After all in loveless, cruel societies, crumbs of love here and there even though is performative is a blessing to starving men and women who are witness to only hate, indifference and apathy. Influence is not evil. The internet is not going away. AI is not switching off and only becoming brutal by day. Social media is not collapsing tomorrow. This is the water we swim in.
A child needs visible affection. A partner needs visible confidence. A woman who grew up in a controlled conditioned environment needs constant reassurance. A society needs visible commitment. Maybe the danger was never performance. Maybe the danger was pretending that performance is the whole story.

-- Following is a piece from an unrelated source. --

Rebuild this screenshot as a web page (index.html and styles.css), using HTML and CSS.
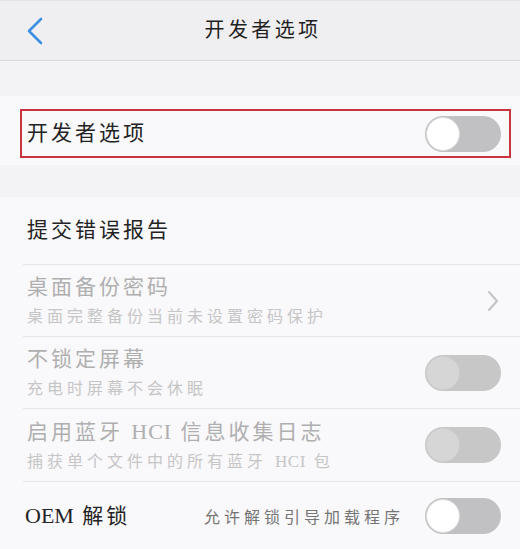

So, when statistics scream about heartbreaks and impossible expectations, when the so-called marriage market looks like a battlefield, it’s easy to say young people are running away from love. But what if they’re not running away? What if they’re running past it, past the old scripts, past the pressure - towards something quieter and more honest?
What if this confusion is not decay, but courage?
If love is truly the most beautiful feeling in the world, may be all of us deserve at least one honest chance to discover what it means — before we are asked to perform it?
What’s the worst that can happen? You either find love or you don’t.
And if you don’t - you can always perform it beautifully in words and call it a blog post.
Happy Valentine’s to all the lovers, performers, and the dangerously confused ones in-between!